## Supplied data
════════════════════

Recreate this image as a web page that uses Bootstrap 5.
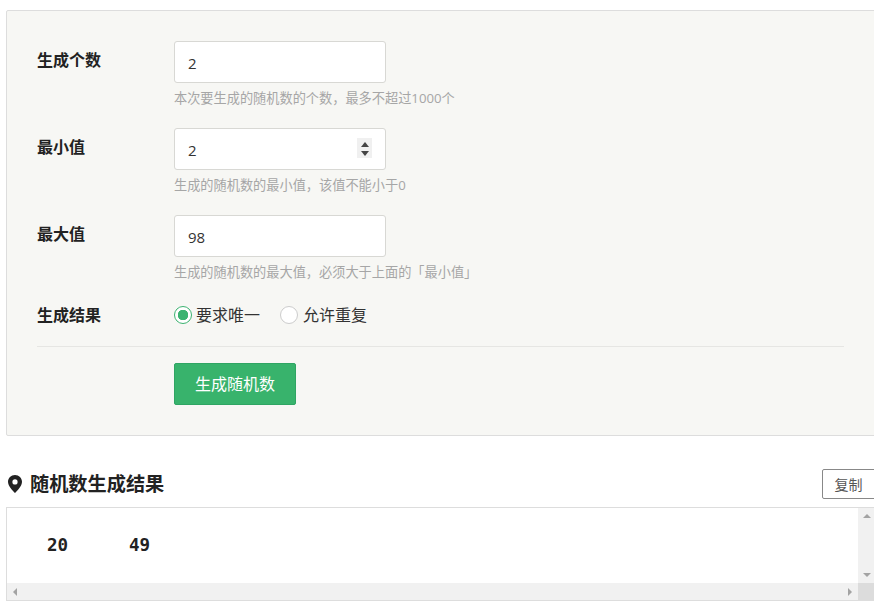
<!doctype html>
<html lang="zh"><head><meta charset="utf-8">
<link href="https://cdn.jsdelivr.net/npm/bootstrap@5.3.0/dist/css/bootstrap.min.css" rel="stylesheet">
<style>
html,body{height:602px;overflow:hidden;background:#fff}
body{font-family:"Open Sans","Noto Sans CJK SC",sans-serif;color:#222;font-size:16px}
.page-wrap{width:869px;margin-left:6px}
.gen-panel{margin-top:10px;height:426px;background:#f7f7f4;border:1px solid #ddd;border-radius:2px 0 0 2px;padding:30px 30px 0}
.gen-row{display:flex;height:87px}
.gen-label{width:137px;font-weight:700;font-size:16px;line-height:38px;color:#222}
.gen-field{position:relative}
.gen-input{width:212px;height:42px;border:1px solid #d8d8d4;border-radius:3px;padding:2px 13px 0;font-size:15px;color:#333;box-shadow:none;appearance:textfield}
.gen-input::-webkit-inner-spin-button{display:none}
.gen-spin{position:absolute;top:10px;left:183px;width:15px;height:20px;padding-top:2px;background:#f0f0f0;display:flex;flex-direction:column;justify-content:center;align-items:center;gap:4px}
.gen-help{font-size:13.2px;line-height:18px;margin-top:6px;color:#a6a6a6}
.gen-radio-row{display:flex;height:26px;align-items:center}
.gen-radio-row .gen-label{line-height:26px}
.gen-radio{margin:0;width:18px;height:18px;border:1px solid #ccc;background-color:#fff}
.gen-radio:checked{background-color:#fff;border-color:#3cb371;background-image:radial-gradient(circle,#3cb371 0 5px,transparent 5.5px)}
.gen-radio-text{font-size:16px;color:#333;margin:0 19px 0 5px}
.gen-radio-first{margin-left:4px;margin-right:20px}
.gen-rule{margin:18px 0 16px;border:0;border-top:1px solid #e6e6e3;opacity:1}
.gen-btn{margin-left:137px;width:122px;height:42px;padding:0;background:#38b36c;border:1px solid #2fa563;border-radius:2px;color:#fff;font-size:16px}
.res-head{height:71px;padding-top:33px}
.res-title{font-size:19.2px;font-weight:700;color:#222;margin:0;height:30px;line-height:30px;padding-left:2px}
.copy-btn{width:53px;height:30px;padding:0;border:1px solid #888;border-radius:2px 0 0 2px;background:#fff;color:#555;font-size:14px}
.res-box{height:94px;border:1px solid #ddd;border-right:0;display:flex;flex-direction:column}
.res-main{flex:1;display:flex;min-height:0}
.res-nums{flex:1;padding:25px 0 0 40px;font-family:"DejaVu Sans Mono",monospace;font-weight:700;font-size:17.5px;line-height:24px;color:#222}
.res-nums span{display:inline-block;width:82px}
.sb-v{width:17px;background:#f1f1f1;display:flex;flex-direction:column;justify-content:space-between;align-items:center;padding:6px 0}
.sb-h{height:17px;background:#f1f1f1;display:flex;align-items:center;justify-content:space-between}
.sb-corner{width:17px;height:17px;background:#dcdcdc}
.tri{width:0;height:0;border-style:solid;border-color:transparent}
.tri-up{border-width:0 4px 4px;border-bottom-color:#a3a3a3}
.tri-down{border-width:4px 4px 0;border-top-color:#a3a3a3}
.gen-spin .tri-up{border-width:0 4px 5px;border-bottom-color:#444}
.gen-spin .tri-down{border-width:5px 4px 0;border-top-color:#444}
.tri-left{border-width:4px 4px 4px 0;border-right-color:#a3a3a3;margin-left:6px}
.tri-right{border-width:4px 0 4px 4px;border-left-color:#a3a3a3;margin-left:auto;margin-right:6px}
</style></head>
<body>
<div class="page-wrap">
  <form class="gen-panel">
    <div class="gen-row"><div class="gen-label">生成个数</div><div class="gen-field"><input class="form-control gen-input" type="text" value="2"><div class="gen-help">本次要生成的随机数的个数，最多不超过1000个</div></div></div>
    <div class="gen-row"><div class="gen-label">最小值</div><div class="gen-field"><input class="form-control gen-input" type="number" value="2"><div class="gen-spin"><i class="tri tri-up"></i><i class="tri tri-down"></i></div><div class="gen-help">生成的随机数的最小值，该值不能小于0</div></div></div>
    <div class="gen-row"><div class="gen-label">最大值</div><div class="gen-field"><input class="form-control gen-input" type="text" value="98"><div class="gen-help">生成的随机数的最大值，必须大于上面的「最小值」</div></div></div>
    <div class="gen-radio-row">
      <div class="gen-label">生成结果</div>
      <input class="form-check-input gen-radio" type="radio" name="u" id="u1" checked><label class="gen-radio-text gen-radio-first" for="u1">要求唯一</label>
      <input class="form-check-input gen-radio" type="radio" name="u" id="u2"><label class="gen-radio-text" for="u2">允许重复</label>
    </div>
    <hr class="gen-rule">
    <button type="button" class="btn gen-btn d-block">生成随机数</button>
  </form>
  <div class="res-head d-flex justify-content-between">
    <h2 class="res-title d-flex align-items-center gap-2">
      <svg width="14" height="18" viewBox="0 0 14 18" aria-hidden="true"><path fill="#222" fill-rule="evenodd" d="M7 0C3 0 0 3 0 6.800 0 11 4.500 15.500 7 18c2.500-2.500 7-7 7-11.200C14 3 11 0 7 0zm0 4.300a2.600 2.600 0 1 1 0 5.200 2.600 2.600 0 0 1 0-5.200z"/></svg>
      随机数生成结果</h2>
    <button type="button" class="btn copy-btn">复制</button>
  </div>
  <div class="res-box">
    <div class="res-main">
      <div class="res-nums"><span>20</span><span>49</span></div>
      <div class="sb-v"><i class="tri tri-up"></i><i class="tri tri-down"></i></div>
    </div>
    <div class="d-flex"><div class="sb-h flex-grow-1"><i class="tri tri-left"></i><i class="tri tri-right"></i></div><div class="sb-corner"></div></div>
  </div>
</div>
</body></html>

════════════════════

## To be done
Set down the material above as is, without any pictures.

## Full answer
Recreate this image as a web page that uses Bootstrap 5.
<!doctype html>
<html lang="zh"><head><meta charset="utf-8">
<link href="https://cdn.jsdelivr.net/npm/bootstrap@5.3.0/dist/css/bootstrap.min.css" rel="stylesheet">
<style>
html,body{height:602px;overflow:hidden;background:#fff}
body{font-family:"Open Sans","Noto Sans CJK SC",sans-serif;color:#222;font-size:16px}
.page-wrap{width:869px;margin-left:6px}
.gen-panel{margin-top:10px;height:426px;background:#f7f7f4;border:1px solid #ddd;border-radius:2px 0 0 2px;padding:30px 30px 0}
.gen-row{display:flex;height:87px}
.gen-label{width:137px;font-weight:700;font-size:16px;line-height:38px;color:#222}
.gen-field{position:relative}
.gen-input{width:212px;height:42px;border:1px solid #d8d8d4;border-radius:3px;padding:2px 13px 0;font-size:15px;color:#333;box-shadow:none;appearance:textfield}
.gen-input::-webkit-inner-spin-button{display:none}
.gen-spin{position:absolute;top:10px;left:183px;width:15px;height:20px;padding-top:2px;background:#f0f0f0;display:flex;flex-direction:column;justify-content:center;align-items:center;gap:4px}
.gen-help{font-size:13.2px;line-height:18px;margin-top:6px;color:#a6a6a6}
.gen-radio-row{display:flex;height:26px;align-items:center}
.gen-radio-row .gen-label{line-height:26px}
.gen-radio{margin:0;width:18px;height:18px;border:1px solid #ccc;background-color:#fff}
.gen-radio:checked{background-color:#fff;border-color:#3cb371;background-image:radial-gradient(circle,#3cb371 0 5px,transparent 5.5px)}
.gen-radio-text{font-size:16px;color:#333;margin:0 19px 0 5px}
.gen-radio-first{margin-left:4px;margin-right:20px}
.gen-rule{margin:18px 0 16px;border:0;border-top:1px solid #e6e6e3;opacity:1}
.gen-btn{margin-left:137px;width:122px;height:42px;padding:0;background:#38b36c;border:1px solid #2fa563;border-radius:2px;color:#fff;font-size:16px}
.res-head{height:71px;padding-top:33px}
.res-title{font-size:19.2px;font-weight:700;color:#222;margin:0;height:30px;line-height:30px;padding-left:2px}
.copy-btn{width:53px;height:30px;padding:0;border:1px solid #888;border-radius:2px 0 0 2px;background:#fff;color:#555;font-size:14px}
.res-box{height:94px;border:1px solid #ddd;border-right:0;display:flex;flex-direction:column}
.res-main{flex:1;display:flex;min-height:0}
.res-nums{flex:1;padding:25px 0 0 40px;font-family:"DejaVu Sans Mono",monospace;font-weight:700;font-size:17.5px;line-height:24px;color:#222}
.res-nums span{display:inline-block;width:82px}
.sb-v{width:17px;background:#f1f1f1;display:flex;flex-direction:column;justify-content:space-between;align-items:center;padding:6px 0}
.sb-h{height:17px;background:#f1f1f1;display:flex;align-items:center;justify-content:space-between}
.sb-corner{width:17px;height:17px;background:#dcdcdc}
.tri{width:0;height:0;border-style:solid;border-color:transparent}
.tri-up{border-width:0 4px 4px;border-bottom-color:#a3a3a3}
.tri-down{border-width:4px 4px 0;border-top-color:#a3a3a3}
.gen-spin .tri-up{border-width:0 4px 5px;border-bottom-color:#444}
.gen-spin .tri-down{border-width:5px 4px 0;border-top-color:#444}
.tri-left{border-width:4px 4px 4px 0;border-right-color:#a3a3a3;margin-left:6px}
.tri-right{border-width:4px 0 4px 4px;border-left-color:#a3a3a3;margin-left:auto;margin-right:6px}
</style></head>
<body>
<div class="page-wrap">
  <form class="gen-panel">
    <div class="gen-row"><div class="gen-label">生成个数</div><div class="gen-field"><input class="form-control gen-input" type="text" value="2"><div class="gen-help">本次要生成的随机数的个数，最多不超过1000个</div></div></div>
    <div class="gen-row"><div class="gen-label">最小值</div><div class="gen-field"><input class="form-control gen-input" type="number" value="2"><div class="gen-spin"><i class="tri tri-up"></i><i class="tri tri-down"></i></div><div class="gen-help">生成的随机数的最小值，该值不能小于0</div></div></div>
    <div class="gen-row"><div class="gen-label">最大值</div><div class="gen-field"><input class="form-control gen-input" type="text" value="98"><div class="gen-help">生成的随机数的最大值，必须大于上面的「最小值」</div></div></div>
    <div class="gen-radio-row">
      <div class="gen-label">生成结果</div>
      <input class="form-check-input gen-radio" type="radio" name="u" id="u1" checked><label class="gen-radio-text gen-radio-first" for="u1">要求唯一</label>
      <input class="form-check-input gen-radio" type="radio" name="u" id="u2"><label class="gen-radio-text" for="u2">允许重复</label>
    </div>
    <hr class="gen-rule">
    <button type="button" class="btn gen-btn d-block">生成随机数</button>
  </form>
  <div class="res-head d-flex justify-content-between">
    <h2 class="res-title d-flex align-items-center gap-2">
      <svg width="14" height="18" viewBox="0 0 14 18" aria-hidden="true"><path fill="#222" fill-rule="evenodd" d="M7 0C3 0 0 3 0 6.800 0 11 4.500 15.500 7 18c2.500-2.500 7-7 7-11.200C14 3 11 0 7 0zm0 4.300a2.600 2.600 0 1 1 0 5.200 2.600 2.600 0 0 1 0-5.200z"/></svg>
      随机数生成结果</h2>
    <button type="button" class="btn copy-btn">复制</button>
  </div>
  <div class="res-box">
    <div class="res-main">
      <div class="res-nums"><span>20</span><span>49</span></div>
      <div class="sb-v"><i class="tri tri-up"></i><i class="tri tri-down"></i></div>
    </div>
    <div class="d-flex"><div class="sb-h flex-grow-1"><i class="tri tri-left"></i><i class="tri tri-right"></i></div><div class="sb-corner"></div></div>
  </div>
</div>
</body></html>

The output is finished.